Which one of these 5 different actions generally makes you feel loved? It’s important for you and those who love you to discover. Your spouse maybe thinking that they are showing you all kinds of love and yet you may not feel loved. How can you connect if you aren’t speaking the same language?
There is a book written by Gary Chapman called the “5 Languages of Love” which is very enlightening. Essentially each of us feels loved through one or more of these 5 expressions he has labelled as love languages. The 5 languages Gary has identified are quality time, physical touch, words of affirmation, acts of service and receiving gifts.
Gary Chapman shares on his website how he came to identify these love desires. “In the book, I share some of my encounters with couples through the years that brought me to realize that what makes one person feel loved does not necessarily make another person feel loved. For a number of years, I have been helping couples in the counseling office discover what their spouse desired in order to feel loved. Eventually, I began to see a pattern in their responses. Therefore, I decided to read the notes I had made over twelve years of counseling couples and ask myself the question, “When someone sat in my office and said, ‘I feel like my spouse doesn’t love me,’ what did they want?” Their answers fell into five categories. I later called them the five love languages.”[1]

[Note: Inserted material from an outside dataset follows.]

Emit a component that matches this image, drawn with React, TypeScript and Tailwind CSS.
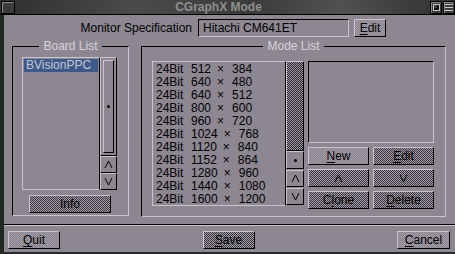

Through helping marriages be better he discovered a vital ingredient. Marriages and families need to speak the right love language for happiness to flow. All 5 languages will speak love to you but one usually is the bedrock upon which all the others build. When you are feeling unloved the question is which one will fill your love tank? For me it is quality time with my wife. She can be serving, giving me gifts, speaking affirmation and physically connecting with me but without time together I feel unloved.
So what language do you think is your predominant one? What about your significant other? Your children? Do you speak theirs? Hmm…. think on that!